GraVAC: Adaptive Compression for Communication-Efficient Distributed DL Training
Sahil Tyagi, Martin Swany
TL;DR
GraVAC addresses the bottleneck of gradient communication in distributed data-parallel training by adaptively selecting the gradient compression factor (CF) using gradient-variance information. It introduces Compression gain and Compression Throughput to jointly optimize parallel and statistical efficiency, enabling online, black-box CF adaptation without model-specific tuning. Through Exponential and Geometric scaling policies and a multi-level compression strategy, GraVAC matches Dense SGD accuracy in the same iterations while delivering substantial speedups (up to several-fold) across ResNet101, VGG16, and LSTM, and outperforms prior adaptive schemes like Accordion.
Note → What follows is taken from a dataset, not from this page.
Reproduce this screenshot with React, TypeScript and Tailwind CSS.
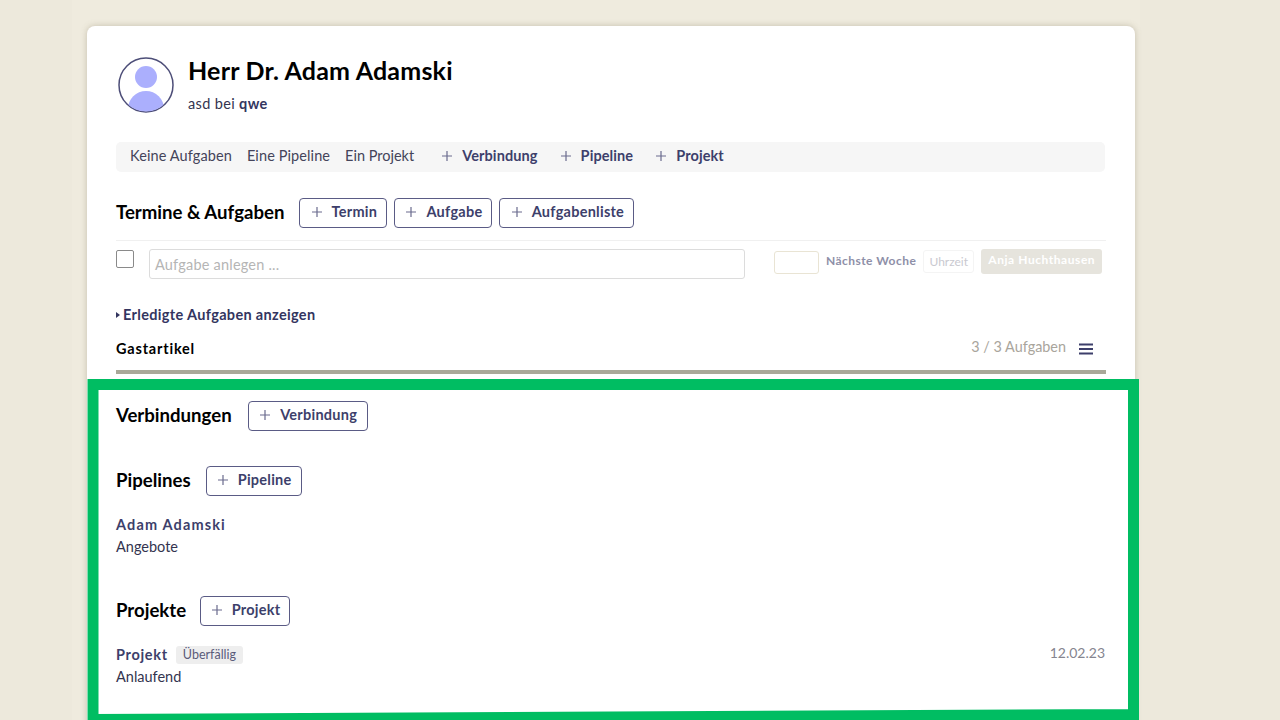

The approach offers practical impact for large-scale DL deployments by reducing communication overhead without sacrificing convergence, with demonstrated gains on realistic multi-GPU clusters and multiple compression techniques.
Abstract
Distributed data-parallel (DDP) training improves overall application throughput as multiple devices train on a subset of data and aggregate updates to produce a globally shared model. The periodic synchronization at each iteration incurs considerable overhead, exacerbated by the increasing size and complexity of state-of-the-art neural networks. Although many gradient compression techniques propose to reduce communication cost, the ideal compression factor that leads to maximum speedup or minimum data exchange remains an open-ended problem since it varies with the quality of compression, model size and structure, hardware, network topology and bandwidth. We propose GraVAC, a framework to dynamically adjust compression factor throughout training by evaluating model progress and assessing gradient information loss associated with compression. GraVAC works in an online, black-box manner without any prior assumptions about a model or its hyperparameters, while achieving the same or better accuracy than dense SGD (i.e., no compression) in the same number of iterations/epochs. As opposed to using a static compression factor, GraVAC reduces end-to-end training time for ResNet101, VGG16 and LSTM by 4.32x, 1.95x and 6.67x respectively. Compared to other adaptive schemes, our framework provides 1.94x to 5.63x overall speedup.